Either way, it's humorless, arbitrary and there is no consideration for what is art whatsoever. I have been deleted so many times, I just expect it. How do I know the nationality of the writers and the artists who think the way to remain in the game is to eliminate the competition (versus being a united front)? They write to me. They go off. They do not attempt to hide. They want you to know who they are.

Although my work is pretty much an international thing, only American writers and artists have shut me down. Eliminating what they see as competition is the American way.

Tim Barrus

Having watched some of this game Tim describes, I have some other observations. The objectors came to the Facebook page following poets, which they fancied they were. Tim and several other people were writing remarkable pieces. The new people thought they were but they weren’t.

One of the most obvious characteristics of these volunteer censors was that they were poorly educated, inexperienced, and unsophisticated people who aspired to be their betters but weren’t very sure how to do it or, indeed, exactly what it means to be “better.” Is if virtue or status? This is where my template and Tim’s match up. These were people who know they are missing something, but don’t know what, and who resent academic authority but will near-worship any authorities who will cater to them. Think Red China. Think French Revolution. Think Sarah Palin. Think Levelers.

From my point of view, they are not so much after money as after status. They are the people who scoff at innovation, fear change, and try to shut down anyone who is different. This can quickly turn evil when it begins to destroy -- and it does. They must ensure their own safety by removing all security from others. It’s not just economic: it’s emotional. They’re the back-of-the-classroom kids who get even by telling their parents they’re being forced to read dirty books.

These banal wannabe “poets” who came to Tim’s website were sentimental, boring and falsely cheerful, masking themselves in religious conventionalities. I don’t think they were aware of how transparent they were. Their judgments are never according to reason. (They do not think that morality can be determined by reason.) They conform because it is to their advantage, and their chief guides are simply their cohort -- they do what the other kids do. Always have. They had simply stumbled into a place where they did not belong and therefore tried to shut it down. This kind of faux poet used to get into those fake ego anthologies that sell to the people they include or maybe the best get into popular magazines, which are gone now because the people who used to read them have turned to television and Facebook. But they preserve a vague notion that the goal is to be published. (Even in myself I have a hard time stamping out that idea.)

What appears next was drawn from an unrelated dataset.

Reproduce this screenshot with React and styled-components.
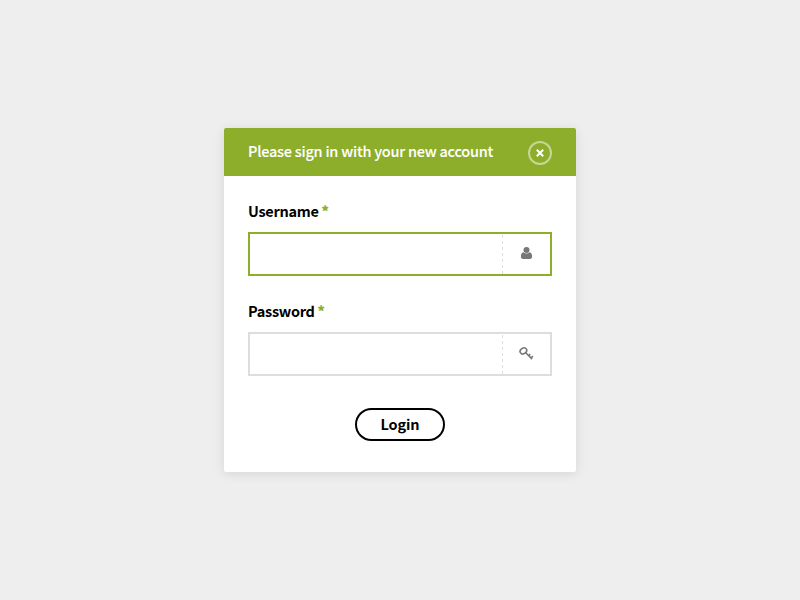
import React from "react";
import styled, { createGlobalStyle } from "styled-components";

const GlobalStyle = createGlobalStyle`
  * { box-sizing: border-box; }
  body {
    margin: 0;
    background: #eee;
    font-family: "Noto Sans CJK SC", "Noto Sans", sans-serif;
    font-size: 14.5px;
    color: #000;
  }
`;

const Page = styled.main`
  min-height: 100vh;
  display: grid;
  place-items: center;
`;

const Dialog = styled.section`
  width: 352px;
  height: 344px;
  background: #fff;
  border-radius: 2px;
  overflow: hidden;
  box-shadow: 0 2px 12px rgba(0, 0, 0, 0.1);
`;

const Header = styled.header`
  height: 48px;
  padding: 2px 24px 0;
  display: flex;
  align-items: center;
  justify-content: space-between;
  background: #8dae2a;
`;

const Title = styled.h1`
  margin: 0 0 5px;
  font-size: 14.5px;
  line-height: 24px;
  font-weight: 500;
  letter-spacing: -0.24px;
  -webkit-text-stroke: 0.1px #fff;
  color: #fff;
  white-space: nowrap;
`;

const CloseButton = styled.button`
  width: 24px;
  height: 24px;
  padding: 0;
  display: grid;
  place-items: center;
  border: 2px solid rgba(255, 255, 255, 0.5);
  border-radius: 50%;
  background: none;
`;

const Form = styled.form`
  padding: 24px;
  display: flex;
  flex-direction: column;
`;

const Field = styled.div`
  height: 76px;
  margin-bottom: 24px;
`;

const Label = styled.label`
  display: block;
  height: 32px;
  line-height: 21px;
  font-weight: 700;
  letter-spacing: -0.3px;
`;

const Required = styled.span`
  color: #8dae2a;
  -webkit-text-stroke: 0.3px #8dae2a;
`;

const InputBox = styled.div`
  display: flex;
  height: 44px;
  border: 2px solid ${(p) => (p.$active ? "#8dae2a" : "#ddd")};
`;

const Input = styled.input`
  flex: 1;
  min-width: 0;
  border: 0;
  padding: 0 10px;
  outline: none;
  background: none;
  font: inherit;
`;

const IconCell = styled.span`
  width: 48px;
  display: grid;
  place-items: center;
  background: repeating-linear-gradient(transparent 0 1px, #ddd 1px 4px, transparent 4px 6px) left top / 1px 100% no-repeat;
`;

const LoginButton = styled.button`
  align-self: center;
  width: 90px;
  height: 33px;
  margin-top: 8px;
  padding: 0 0 1px;
  border: 2px solid #000;
  border-radius: 17px;
  background: #fff;
  color: #000;
  font: 700 14.5px/24px "Noto Sans CJK SC", "Noto Sans", sans-serif;
  letter-spacing: -0.15px;
`;

const Glyph = styled.svg`
  display: block;
`;

const UserIcon = () => (
  <Glyph width="14" height="14" viewBox="0 0 14 14" fill="#777">
    <circle cx="7.500" cy="3" r="3" />
    <path d="M4.500 5.200C2.500 5.500 1.900 7.400 1.900 9.600c0 1.500.8 2.300 2 2.300h7.200c1.200 0 2-.8 2-2.300 0-2.200-.6-4.100-2.600-4.400C8.800 6.900 6.200 6.900 4.500 5.200Z" />
  </Glyph>
);

const KeyIcon = () => (
  <Glyph width="16" height="16" viewBox="0 0 16 16" fill="none" stroke="#777" strokeWidth="1.600">
    <ellipse cx="5.400" cy="4.900" rx="3.500" ry="2.700" transform="rotate(-35 5.400 4.900)" />
    <path d="M7.500 6.500L14.100 13.100M10.600 9.800L12.300 8.100M12.900 12.100L14.900 10.100" />
  </Glyph>
);

export default function App() {
  return (
    <Page>
      <GlobalStyle />
      <Dialog>
        <Header>
          <Title>Please sign in with your new account</Title>
          <CloseButton aria-label="Close">
            <Glyph width="8" height="8" viewBox="0 0 8 8" stroke="#fff" strokeWidth="2">
              <path d="M.8.8l6.400 6.400M7.200.8L.8 7.200" />
            </Glyph>
          </CloseButton>
        </Header>
        <Form onSubmit={(e) => e.preventDefault()}>
          <Field>
            <Label htmlFor="username">Username <Required>*</Required></Label>
            <InputBox $active>
              <Input id="username" />
              <IconCell><UserIcon /></IconCell>
            </InputBox>
          </Field>
          <Field>
            <Label htmlFor="password">Password <Required>*</Required></Label>
            <InputBox>
              <Input id="password" type="password" />
              <IconCell><KeyIcon /></IconCell>
            </InputBox>
          </Field>
          <LoginButton type="submit">Login</LoginButton>
        </Form>
      </Dialog>
    </Page>
  );
}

Tim’s other issue, the software platform that makes decisions rationally according to the profit game, knows very well what they are doing and defends their strategies via Gordon Gecko. Thus, it is easy to sign on! But impossible to sign off! An hour’s work to ensure your privacy! Their moral guide is simply the survival of the company, their livelihood. They are gamers, they live by algorithm. They often get very rich and never have any consciousness of it being at someone else’s cost. There are plenty of gamers out there to take them on. As soon as Amazon or Netflix invented its rating systems and “peoples’ reviews,” the writers and publishers were busy getting their mothers and friends to check five stars and write “the best book I ever read -- I simply couldn’t put it down.” Then others figured out how to review their rivals: “This book is totally phony. Anyone who reads it is a fool.” No algorithm could cope. People had to intervene.

Conventional conformers know the strategy of the kid in a department store: if you throw a big enough fit, they’ll give you what you want just to get rid of you. It has worked with parents from the beginning, unless something bad develops: for instance, a parent who beats the kid to shut him up. But then the parent feels so guilty that the kid can get what they want for quite a while. If you can trigger a false arrest in a department store, the lawyers can get you quite a bit of compensation. The gamers know it is a game -- they calculate the cost and if it’s low enough they just pay it as a cost of doing business. The conformers are too hot and the gamers are too, too cold.

What’s the Goldilocks Guide? How do you find the chair that is just right? Usually it takes a while for things to sort themselves out. And as we know, if you take too long, the bears come home. Best to use the delete button or, failing that, block 'em.

1 comment:

Art Durkee said...

These are also the kind of trolls who destroy poetry critique boards and other websites. They're the reason comments are not allowed anymore on either Poetry.org or Ron Silliman's blog. I've seen them destroy more than one poetry site, and I've been directly more than once by the same people, on different sites, using different aliases. It's one reason I go solitary these days. They win partly because their tenacity wears everyone else down; in my case, i could care less what they think of me, and it's a waste of my energy to be fighting all the time instead of creating. Hate is uncreative—and these are the most hateful, most uncreative people I've ever encountered online.

Most of them never even post a poem. They just tear everyone else's down.